The Lord's Supper is a tremendous gift to the body of Christ. Much could be said about the significance of the receiving communion as a church family, but let's consider two specific benefits.

1. Unification

The Lord's Supper unifies the church. At the Lord's Table, we are reminded that we are all sinners. As Scripture teaches, all of us have sinned and fall short of the glory of God (Romans 3:23). So much of life is lived comparing ourselves to other people. We meet people and almost instinctively begin to evaluate to see if they are like us. Do they make more money than we do? Do they drive a nicer car? In what neighborhood do they live? Do they have a college degree? On and on it goes. It seems it is so easy to evaluate people to see if they are "in our group." The results of doing so lead to division among people.

Here's the reality: we are all so similar. We are all sinners and prone to wander. We are all too often selfish, too easily angered, and too rarely generous. This is because of something we all have in common: sin. When you see any person, regardless of what may make them different from you, the commonality of sin is something that makes us all alike.
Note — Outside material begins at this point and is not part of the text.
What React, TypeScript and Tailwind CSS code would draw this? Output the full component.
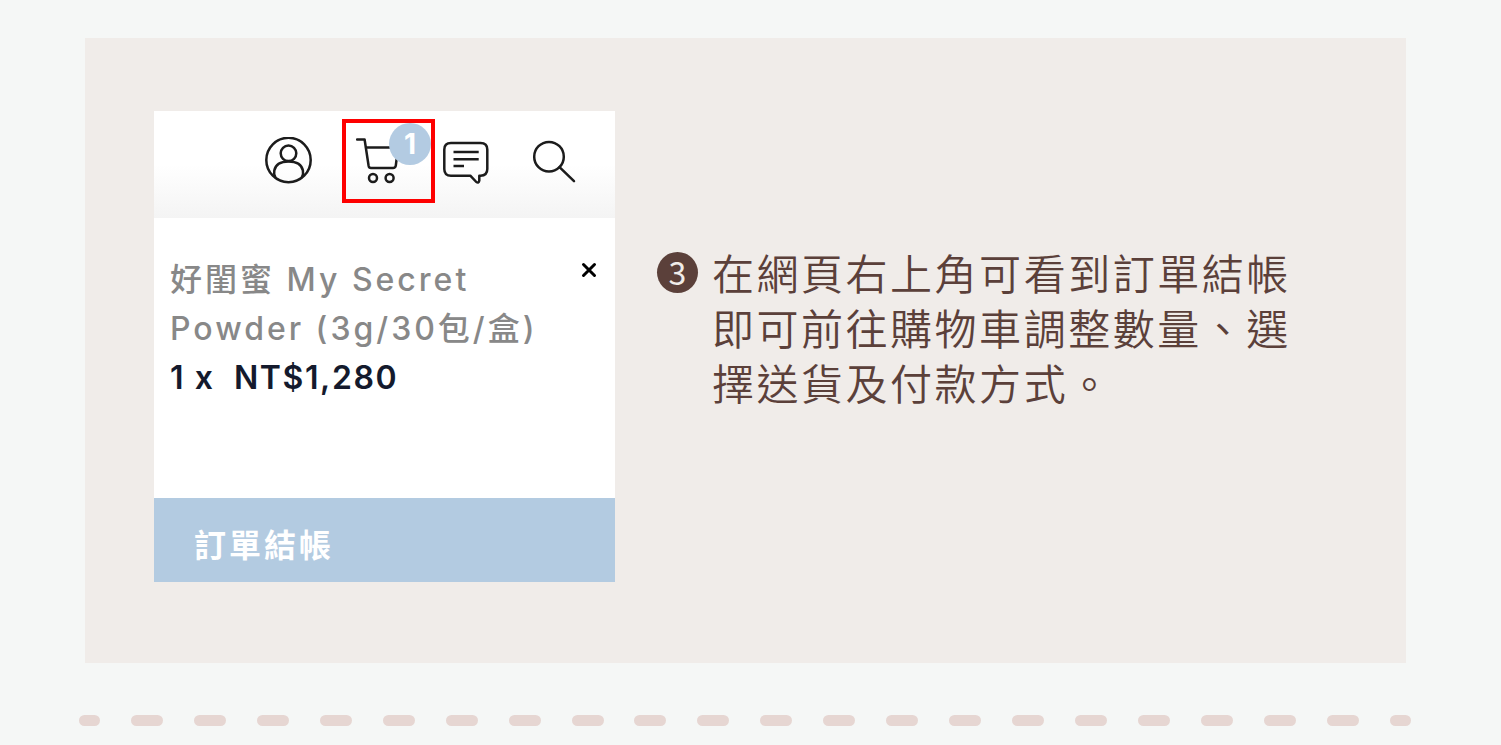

The good news, of course, is that as Christians there is something else that unites us: grace. As believers, we hold in common our salvation which was provided by the sacrifice of Jesus Christ. Many times, even in the church, we tend to segment ourselves into different groups. Sometimes this is done by age, other times by musical preference, education levels, or any number of personal preferences.

The Lord's Supper serves to unify the local body of Christ. We are all sinners who have been miraculously saved by grace. All other differences become inconsequential when we consider the common salvation shared by all who truly know Jesus as Savior and Lord.

2. Purification

A second benefit of the Lord's Supper for the church is the cleansing that comes as a part of considering the sacrifice of our Lord. The cleansing and purification are both personal and corporate. We first need to confess our sin. It is good to spend time with the Lord and name our sin. To confess means to agree. Simply put, in confession we agree with the Lord that what we have done that is not by His will is indeed sin. And the sin we have committed is our fault. There is something excruciating about confessing our sin and yet something very freeing that results from knowing we are forgiven.
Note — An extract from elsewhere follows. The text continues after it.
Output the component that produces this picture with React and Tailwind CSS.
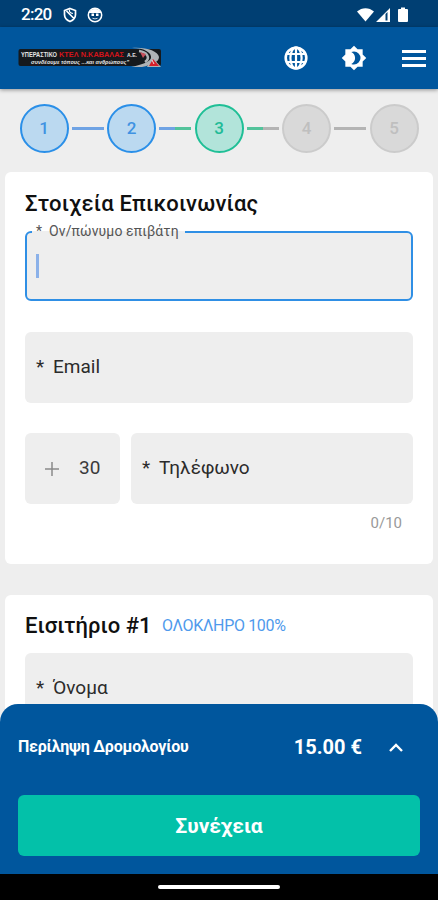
import React from "react";

const steps = [
  { n: 1, circle: "border-[#2a8fe8] bg-[#bbd9f0] text-[#3f92e2]", line: "bg-[#6fa3e4]" },
  { n: 2, circle: "border-[#2a8fe8] bg-[#bbd9f0] text-[#3f92e2]", line: "bg-linear-to-r from-[#6fa3e4] from-50% to-[#53c39b] to-50%" },
  { n: 3, circle: "border-[#1fbf96] bg-[#b2e4da] text-[#22bb97]", line: "bg-linear-to-r from-[#53c39b] from-50% to-[#b4b4b4] to-50%" },
  { n: 4, circle: "border-[#cbcbcb] bg-[#d9d9d9] text-[#bfbfbf]", line: "bg-[#b4b4b4]" },
  { n: 5, circle: "border-[#cbcbcb] bg-[#d9d9d9] text-[#bfbfbf]" },
];

function StatusBar() {
  return (
    <div className="flex h-[27px] shrink-0 items-center bg-[#003f73] pl-[21px] pr-[30px] pt-[2px] text-white">
      <span className="w-[42px] text-[17px] font-medium leading-none tracking-[-0.75px]">2:20</span>
      <svg className="h-4 w-[14px]" viewBox="0 0 14 16" fill="none" stroke="currentColor" strokeWidth="1.700">
        <path d="M7 1.500 12.500 3.500v4c0 3.500-2.300 5.700-5.500 7C3.800 13.200 1.500 11 1.500 7.500v-4ZM3.500 4l7.500 7.500" />
        <path d="M6.500 2.500c-.5 2 .5 3.500 3.500 4" strokeWidth="1.200" />
      </svg>
      <svg className="ml-[10px] h-4 w-4" viewBox="0 0 16 16" fill="none" stroke="currentColor">
        <circle cx="8" cy="8" r="6.700" strokeWidth="1.500" />
        <path d="M2 5.500Q8-1 14 5.500Z" fill="currentColor" />
        <path d="M4.500 6.500h2.500v2.500H4.500ZM9 6.500h2.500v2.500H9Z" fill="currentColor" stroke="none" />
        <path d="M5.500 11.300q2.500 1.200 5 0" strokeWidth=".8" />
      </svg>
      <svg className="ml-auto h-[16px] w-[52px]" viewBox="0 0 52 16" fill="currentColor">
        <path d="M1 4.500C6 0 13 0 18 4.500L9.500 14.500Z" />
        <path fillRule="evenodd" d="M20 15 34 1v14ZM29.500 7v6.500h2V5Z" />
        <path d="M43 2h2V.5h4V2h2q1 0 1 1v11q0 1-1 1h-8q-1 0-1-1V3q0-1 1-1Z" />
      </svg>
    </div>
  );
}

function Logo() {
  return (
    <svg className="h-[22px] w-[144px]" viewBox="0 0 144 22" fontFamily="'Liberation Sans', sans-serif" fontWeight="700">
      <rect x="0.500" y="2" width="142.500" height="17" rx="2" fill="#15191d" />
      <text x="3" y="9.500" fontSize="6.500" fill="#e4e4e4" textLength="36" lengthAdjust="spacingAndGlyphs">ΥΠΕΡΑΣΤΙΚΟ</text>
      <text x="41" y="9.500" fontSize="8" fill="#d3141b" textLength="65" lengthAdjust="spacingAndGlyphs">ΚΤΕΛ Ν.ΚΑΒΑΛΑΣ</text>
      <text x="109" y="9.500" fontSize="6" fill="#e4e4e4" textLength="10" lengthAdjust="spacingAndGlyphs">Α.Ε.</text>
      <text x="13" y="17" fontSize="6" fontStyle="italic" fill="#e4e4e4" textLength="98" lengthAdjust="spacingAndGlyphs">συνδέουμε τόπους ...και ανθρώπους"</text>
      <path d="M114 1c13 0 20 5 19 10-1 4-10 7-20 9h11c10-2 17-5 17-10C140 4 128 0 114 1Z" fill="#aeb2b5" />
      <path d="M121 4c8 1 12 7 6 11" fill="none" stroke="#aeb2b5" strokeWidth="2.500" />
      <path d="m122 5 6 2-3 4Z" fill="#c8505c" />
      <path d="m134 10 9 10h-14Z" fill="#aeb2b5" />
      <path d="m135 12 6 7h-10Z" fill="#d61f2a" />
      <path d="m134 13 2 4" stroke="#f3dadc" />
    </svg>
  );
}

function Header() {
  return (
    <header className="z-10 flex h-[62px] shrink-0 items-center bg-[#00569d] pl-[18px] pr-3 text-white shadow-[0_1px_4px_rgba(0,0,0,0.4)]">
      <Logo />
      <svg className="ml-auto h-6 w-6" viewBox="0 0 24 24" fill="none" stroke="currentColor" strokeWidth="2.200">
        <circle cx="12" cy="12" r="10.300" strokeWidth="2.600" />
        <ellipse cx="12" cy="12" rx="5.600" ry="10.600" />
        <path d="M12 1v22M2.500 8h19M2.500 16h19" />
      </svg>
      <svg className="ml-[33px] h-[26px] w-[26px]" viewBox="0 0 24 24" fill="currentColor">
        <path d="M12,18C11.11,18 10.26,17.8 9.5,17.45C11.56,16.5 13,14.42 13,12C13,9.58 11.56,7.5 9.5,6.55C10.26,6.2 11.11,6 12,6A6,6 0 0,1 18,12A6,6 0 0,1 12,18M20,8.69V4H15.31L12,0.69L8.69,4H4V8.69L0.69,12L4,15.31V20H8.69L12,23.31L15.31,20H20V15.31L23.31,12L20,8.69Z" />
      </svg>
      <div className="ml-[35px] flex w-6 flex-col gap-1">
        <div className="h-[3px] bg-white" />
        <div className="h-[3px] bg-white" />
        <div className="h-[3px] bg-white" />
      </div>
    </header>
  );
}

function Stepper() {
  return (
    <div className="flex h-[83px] shrink-0 items-center justify-between px-[19.500px] pb-[4px]">
      {steps.map((s) => (
        <React.Fragment key={s.n}>
          <div className={`flex size-[49px] items-center justify-center rounded-full border-2 text-[17px] font-medium ${s.circle}`}>{s.n}</div>
          {s.line && <div className={`h-[3px] w-8 ${s.line}`} />}
        </React.Fragment>
      ))}
    </div>
  );
}

function Field({ label, className = "" }) {
  return (
    <div className={`flex h-[71px] items-center rounded-md bg-[#eee] pb-px pl-[11px] text-[19px] text-[#2b2b2b] ${className}`}>
      <span className="w-[17px]">*</span>
      <span>{label}</span>
    </div>
  );
}

export default function App() {
  return (
    <div className="flex h-[900px] w-[438px] flex-col overflow-hidden bg-[#eee] font-[Roboto,sans-serif]">
      <StatusBar />
      <Header />
      <div className="flex h-[785px] shrink-0 flex-col">
        <Stepper />
        <main className="-mb-5 flex h-[552px] shrink-0 flex-col gap-[31px] overflow-hidden px-[5px]">
          <section className="h-[392px] shrink-0 rounded-md bg-white px-5 pt-[18px]">
            <h2 className="h-[41px] text-[22px] font-medium leading-[28px] tracking-[0.2px] text-[#101010]">Στοιχεία Επικοινωνίας</h2>
            <div className="relative flex h-[70px] items-center rounded-md border-2 border-[#2f8fe5] bg-[#eee] pl-[9px]">
              <div className="h-6 w-[3px] bg-[#8bb1e9]" />
              <span className="absolute -top-[11px] left-[5px] flex h-[18px] w-[153px] items-center bg-linear-to-b from-white from-50% to-[#eee] to-50% pl-[4px] text-[14px] text-[#555]">
                <span className="w-[13px]">*</span>
                <span className="tracking-[0.12px]">Ον/πώνυμο επιβάτη</span>
              </span>
            </div>
            <Field label="Email" className="mt-[31px]" />
            <div className="mt-[30px] flex gap-[11px]">
              <div className="flex h-[71px] w-[95px] items-center rounded-md bg-[#eee] pl-5 text-[19px] text-[#3a3a3a]">
                <svg className="mr-5 h-[14px] w-[14px]" viewBox="0 0 14 14" stroke="#8a8a8a" strokeWidth="1.500">
                  <path d="M7 0v14M0 7h14" />
                </svg>
                30
              </div>
              <Field label="Τηλέφωνο" className="flex-1" />
            </div>
            <div className="pr-[11px] pt-[9px] text-right text-[15px] leading-5 text-[#999]">0/10</div>
          </section>
          <section className="h-[160px] shrink-0 rounded-t-md bg-white px-5 pt-[17px]">
            <div className="flex h-[41px] items-start">
              <h2 className="w-[137px] whitespace-nowrap text-[22px] font-medium leading-[28px] tracking-[0.05px] text-[#101010]">Εισιτήριο #1</h2>
              <span className="text-[16px] leading-[27px] tracking-[-0.34px] text-[#4f9aec]">ΟΛΟΚΛΗΡΟ 100%</span>
            </div>
            <Field label="Όνομα" />
          </section>
        </main>
        <footer className="z-10 flex h-[170px] shrink-0 flex-col rounded-t-[18px] bg-[#00569d] px-[18px] text-white">
          <div className="flex h-[91px] items-center pb-[5px]">
            <span className="text-[16px] font-bold tracking-[-0.22px]">Περίληψη Δρομολογίου</span>
            <span className="ml-auto mr-[27px] text-[20px] font-bold">15.00 €</span>
            <svg className="mr-[17px] h-[9px] w-[14px]" viewBox="0 0 14 9" fill="none" stroke="currentColor" strokeWidth="2.400">
              <path d="m1 8 6-6 6 6" />
            </svg>
          </div>
          <button className="h-[61px] w-full rounded-md bg-[#03c1a9] pt-[2px] text-[21px] font-bold">Συνέχεια</button>
        </footer>
      </div>
      <div className="flex h-[26px] shrink-0 items-center justify-center bg-black">
        <div className="h-1 w-[122px] rounded-full bg-white" />
      </div>
    </div>
  );
}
The purification also has a corporate aspect. As the local church receives the Lord's Supper, the entire congregation is broken. As Scripture says, "Humble yourselves therefore under the mighty hand of God" (1 Peter 5:6). James adds, "Cleanse your hands, you sinners, and purify your hearts, you double-minded" (James 4:8). The result of our humbling and cleansing is the work of the Holy Spirit in the church. The testimony of Scripture is that when we have humbled ourselves before the Lord, and we have sought His cleansing we know that the Lord will lift us up. He puts us back together. We are brought low and then we are reestablished...forgiven...invigorated by grace.

When the church gathers around the Lord's Table, remember it is an invitation for the church to unite and purify. It is an opportunity to break down walls that may divide its members as the congregation focuses on what is held in common, namely, salvation by grace in Jesus Christ. It is also an invitation to confess sin and receive forgiveness. It is the call of the Lord to His church to come and be strengthened once again.
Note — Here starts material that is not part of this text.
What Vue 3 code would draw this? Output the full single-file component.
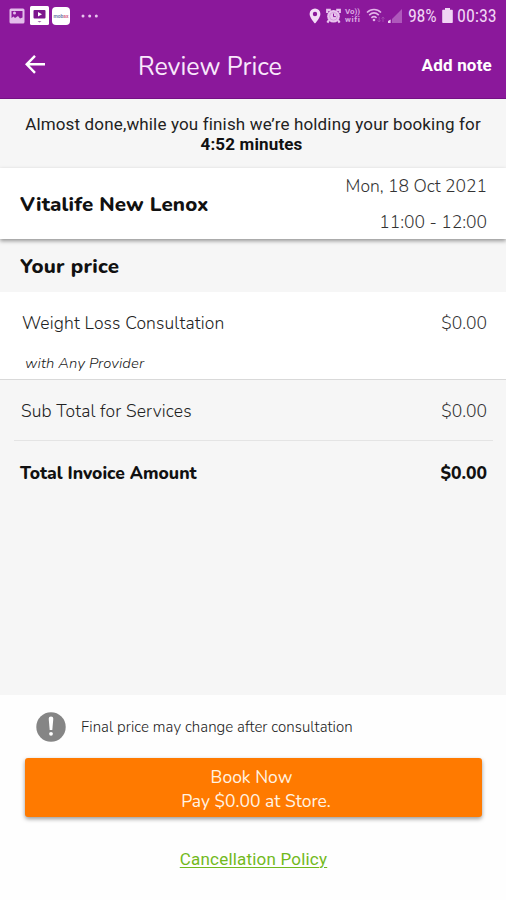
<template>
  <div class="review-page">
    <!-- status bar -->
    <div class="status-bar">
      <div class="status-left">
        <svg class="icon-picture" width="16" height="16" viewBox="0 0 16 16">
          <rect x="0.5" y="0.5" width="15" height="15" rx="1.5" fill="#e3bdea" />
          <path d="M2.5 3h11v6.5l-2.5 1-2-2.5-3 2-1.5-1.5-2 1.5z" fill="#8b189b" />
          <circle cx="5.5" cy="5" r="1.5" fill="#e3bdea" />
        </svg>
        <svg class="icon-video" width="19" height="19" viewBox="0 0 19 19">
          <rect width="19" height="19" rx="1.5" fill="#fff" />
          <rect x="3.5" y="4" width="12" height="8.5" rx="1" fill="#7c168d" />
          <path d="M8 6l4 2.2L8 10.5z" fill="#fff" />
          <path d="M7.5 15h4l-2 1.4z" fill="#a668b0" />
        </svg>
        <div class="app-chip">mob<span class="chip-accent">ax</span></div>
        <svg class="icon-dots" width="18" height="4" viewBox="0 0 18 4">
          <circle cx="2" cy="2" r="1.5" fill="#e7c4ed" />
          <circle cx="8.7" cy="2" r="1.5" fill="#e7c4ed" />
          <circle cx="15.3" cy="2" r="1.5" fill="#e7c4ed" />
        </svg>
      </div>
      <div class="status-right">
        <svg width="12" height="16" viewBox="0 0 12 16">
          <path d="M6 0.5a5.4 5.4 0 0 0-5.4 5.4C0.6 9.7 6 15.5 6 15.5s5.4-5.8 5.4-9.6A5.4 5.4 0 0 0 6 0.5zm0 3.3a2.2 2.2 0 1 1 0 4.4 2.2 2.2 0 0 1 0-4.4z" fill="#f3dcf6" fill-rule="evenodd" />
        </svg>
        <svg class="icon-alarm" width="15" height="16" viewBox="0 0 15 16">
          <path d="M1.2 5V1.8h3.6M13.8 5V1.8h-3.6M3 12l-1.6 2.6M12 12l1.6 2.6" stroke="#e8c3ed" stroke-width="2.2" fill="none" />
          <circle cx="7.5" cy="8.3" r="6.3" fill="#e8c3ed" />
          <circle cx="7.5" cy="8.3" r="3.9" fill="none" stroke="#cf96d8" stroke-width="0.8" />
          <path d="M7.5 5.6v3h2.3" stroke="#8b189b" stroke-width="1" fill="none" />
        </svg>
        <div class="vowifi"><span>Vo))</span><span class="vowifi-bottom">wifi</span></div>
        <svg class="icon-wifi" width="19" height="15" viewBox="0 0 19 15">
          <path d="M1 4.5c4-4 10-4 14 0M3.2 7.2c3-2.8 6.6-2.8 9.6 0M5.4 9.8c1.7-1.5 3.5-1.5 5.2 0" stroke="#e2b4e9" stroke-width="1.6" fill="none" />
          <circle cx="8" cy="12" r="1.3" fill="#e2b4e9" />
          <path d="M13.2 9v5m-1.5-1.6l1.5 1.6 1.5-1.6M17 14V9m-1.4 1.6L17 9l1.4 1.6" stroke="#a34bb0" stroke-width="0.9" fill="none" />
        </svg>
        <svg class="icon-signal" width="16" height="16" viewBox="0 0 16 16">
          <path d="M15 1v14H5V11z" fill="#ae58bb" />
          <path d="M1 15v-2l2.6-1.4V15z" fill="#f0d5f4" />
        </svg>
        <span class="status-text battery-text">98%</span>
        <svg class="icon-battery" width="11" height="15" viewBox="0 0 11 15">
          <path d="M3 0h5v1.8h2a.8.8 0 0 1 .8.8v11.6a.8.8 0 0 1-.8.8H1a.8.8 0 0 1-.8-.8V2.6a.8.8 0 0 1 .8-.8h2z" fill="#f0d5f4" />
        </svg>
        <span class="status-text clock-text">00:33</span>
      </div>
    </div>

    <!-- app header -->
    <header class="app-header">
      <svg class="back" width="22" height="20" viewBox="0 0 22 20">
        <path d="M21 10.3H3M11 1.8l-8.3 8.5 8.3 8.5" stroke="#fff" stroke-width="2.4" fill="none" />
      </svg>
      <h1 class="title">Review Price</h1>
      <span class="add-note">Add note</span>
    </header>

    <section class="hold-notice">
      <span class="hold-text">Almost done,while you finish we’re holding your booking for</span>
      <strong class="hold-time">{{ holdTime }}</strong>
    </section>

    <section class="store">
      <h2 class="store-name">Vitalife New Lenox</h2>
      <div class="slot">
        <span class="slot-date">Mon, 18 Oct 2021</span>
        <span class="slot-time">11:00 - 12:00</span>
      </div>
    </section>

    <h3 class="price-heading">Your price</h3>

    <section v-for="item in services" :key="item.name" class="service">
      <div class="service-row">
        <span class="service-name">{{ item.name }}</span>
        <span class="amount">{{ item.price }}</span>
      </div>
      <em class="provider">with {{ item.provider }}</em>
    </section>

    <section class="totals">
      <div class="sub-total">
        <span class="sub-label">Sub Total for Services</span>
        <span class="amount">{{ total }}</span>
      </div>
      <div class="total">
        <span class="total-label">Total Invoice Amount</span>
        <span class="total-amount">{{ total }}</span>
      </div>
    </section>

    <footer class="footer">
      <div class="warning">
        <svg width="30" height="30" viewBox="0 0 30 30">
          <circle cx="15" cy="15" r="14.7" fill="#858585" />
          <path d="M12.7 6.8a2.3 2.3 0 0 1 4.6 0L16.3 18h-2.6z" fill="#fff" />
          <circle cx="15" cy="21.8" r="1.9" fill="#fff" />
        </svg>
        <span class="warning-text">Final price may change after consultation</span>
      </div>
      <button class="book-btn">
        <span class="book-title">Book Now</span>
        <span class="book-pay">Pay {{ total }} at Store.</span>
      </button>
      <a class="policy">Cancellation Policy</a>
    </footer>
  </div>
</template>

<script setup>
import { ref } from 'vue';

const holdTime = ref('4:52 minutes');
const total = ref('$0.00');
const services = ref([
  { name: 'Weight Loss Consultation', provider: 'Any Provider', price: '$0.00' }
]);
</script>

<style>
body {
  margin: 0;
}
</style>

<style scoped>
.review-page {
  width: 506px;
  height: 900px;
  overflow: hidden;
  display: flex;
  flex-direction: column;
  background: #f6f6f6;
  color: #222;
  font-family: Nunito, "Noto Sans", sans-serif;
  white-space: nowrap;
}

.status-bar {
  height: 32px;
  flex: none;
  display: flex;
  justify-content: space-between;
  box-sizing: border-box;
  padding: 0 9px;
  background: #8b189b;
  font-family: Roboto, sans-serif;
}
.status-left,
.status-right {
  display: flex;
  align-items: center;
  height: 31px;
}
.icon-video {
  margin-left: 5px;
}
.app-chip {
  width: 18px;
  height: 18px;
  margin-left: 3px;
  border-radius: 4px;
  background: #fff;
  color: #7581ad;
  font-size: 5px;
  font-weight: 700;
  line-height: 18px;
  text-align: center;
}
.chip-accent {
  color: #d96a8c;
}
.icon-dots {
  margin-left: 11px;
}
.icon-alarm {
  margin-left: 5px;
}
.vowifi {
  display: flex;
  flex-direction: column;
  width: 15px;
  margin-left: 4px;
  color: #dcaae4;
  font-size: 8px;
  font-weight: 700;
  line-height: 8px;
}
.vowifi-bottom {
  letter-spacing: 0.6px;
}
.icon-wifi {
  margin-left: 6px;
}
.icon-signal {
  margin-left: 2px;
}
.status-text {
  color: #f0d5f4;
  font-family: "Roboto Condensed", Roboto, sans-serif;
  font-size: 18px;
  line-height: 20px;
}
.battery-text {
  width: 30px;
  margin-left: 5px;
  letter-spacing: -0.3px;
}
.icon-battery {
  margin-left: 4px;
}
.clock-text {
  width: 40px;
  margin-left: 4px;
}

.app-header {
  height: 67px;
  flex: none;
  display: flex;
  align-items: center;
  box-sizing: border-box;
  padding: 0 14px 2px 24px;
  border-bottom: 1px solid #741184;
  background: #8b189b;
  color: #fff;
}
.title {
  margin: 5px 0 0 92px;
  color: #f9e8fb;
  font-size: 25px;
  font-weight: 400;
  line-height: 30px;
}
.add-note {
  margin: 2px 0 0 auto;
  font-family: Roboto, sans-serif;
  font-size: 17px;
  font-weight: 700;
  letter-spacing: 0.2px;
}

.hold-notice {
  height: 69px;
  flex: none;
  display: flex;
  flex-direction: column;
  align-items: center;
  box-sizing: border-box;
  padding-top: 15px;
  font-family: Roboto, sans-serif;
  font-size: 17px;
  letter-spacing: 0.15px;
  line-height: 20px;
}
.hold-time {
  margin-right: 3px;
  color: #111;
}

.store {
  position: relative;
  height: 71px;
  flex: none;
  display: flex;
  justify-content: space-between;
  box-sizing: border-box;
  padding: 0 19px 0 20px;
  background: #fff;
  box-shadow: 0 2px 4px rgba(0, 0, 0, 0.4);
}
.store-name {
  margin: 22px 0 0;
  color: #111;
  font-size: 20.5px;
  font-weight: 800;
  letter-spacing: 0.14px;
  line-height: 28px;
}
.slot {
  display: flex;
  flex-direction: column;
  align-items: flex-end;
  gap: 11px;
  padding-top: 6px;
  color: #333;
  font-size: 17.5px;
  font-weight: 300;
  line-height: 24.5px;
}

.price-heading {
  height: 53px;
  flex: none;
  margin: 0;
  padding-left: 20px;
  color: #111;
  font-size: 20.5px;
  font-weight: 800;
  letter-spacing: 0.25px;
  line-height: 54px;
}

.service {
  height: 88px;
  flex: none;
  display: flex;
  flex-direction: column;
  box-sizing: border-box;
  padding: 18px 19px 0 22px;
  border-bottom: 1px solid #d9d9d9;
  background: #fff;
}
.service-row {
  display: flex;
  justify-content: space-between;
  font-size: 17.5px;
  font-weight: 300;
  line-height: 26px;
}
.service-name,
.sub-label {
  color: #222;
  letter-spacing: 0.14px;
}
.amount {
  color: #333;
}
.provider {
  margin: 17px 0 0 3px;
  color: #222;
  font-size: 14.8px;
  font-weight: 300;
  letter-spacing: 0.12px;
  line-height: 20px;
}

.totals {
  flex: 1;
  padding: 0 13px 0 14px;
}
.sub-total,
.total {
  display: flex;
  justify-content: space-between;
  padding: 0 6px 0 7px;
}
.sub-total {
  height: 60px;
  border-bottom: 1px solid #e4e4e4;
  font-size: 17.5px;
  font-weight: 300;
  line-height: 62px;
}
.total {
  height: 61px;
  padding-left: 6px;
  color: #111;
  font-size: 17.5px;
  font-weight: 800;
  line-height: 64px;
}

.footer {
  height: 205px;
  flex: none;
  display: flex;
  flex-direction: column;
  box-sizing: border-box;
  padding: 17px 24px 0 25px;
  background: #fefefe;
}
.warning {
  display: flex;
  align-items: center;
  gap: 15px;
  height: 30px;
  padding-left: 11px;
  color: #222;
  font-size: 15px;
  font-weight: 300;
  letter-spacing: 0.04px;
}
.book-btn {
  display: flex;
  flex-direction: column;
  align-items: center;
  height: 59px;
  margin: 16px 0 0;
  padding: 8px 0 0;
  border: 0;
  border-radius: 3px;
  background: #ff7a00;
  box-shadow: 0 2px 4px rgba(0, 0, 0, 0.4);
  color: #fff3e4;
  font-family: inherit;
  font-size: 17.5px;
  line-height: 23.5px;
}
.book-title {
  margin-right: 4px;
}
.book-pay {
  margin-left: 5px;
}
.policy {
  align-self: center;
  margin-top: 32px;
  color: #72b91c;
  font-family: Roboto, sans-serif;
  font-size: 17px;
  letter-spacing: 0.2px;
  line-height: 20px;
  text-decoration: underline;
  text-decoration-thickness: 1px;
  text-underline-offset: 2px;
}
</style>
Above all else, the Lord's Supper is a call for the church to set their focus directly on Christ. In the end, it is taking our eyes off of Jesus that divides a church. It is failing to keep the Lord in His rightful place that causes a congregation to move into sin. So, the Lord's Supper is a great gift from God to allow us a chance to unite and purify that we may see Christ and then go and tell others of the greatness of our Savior.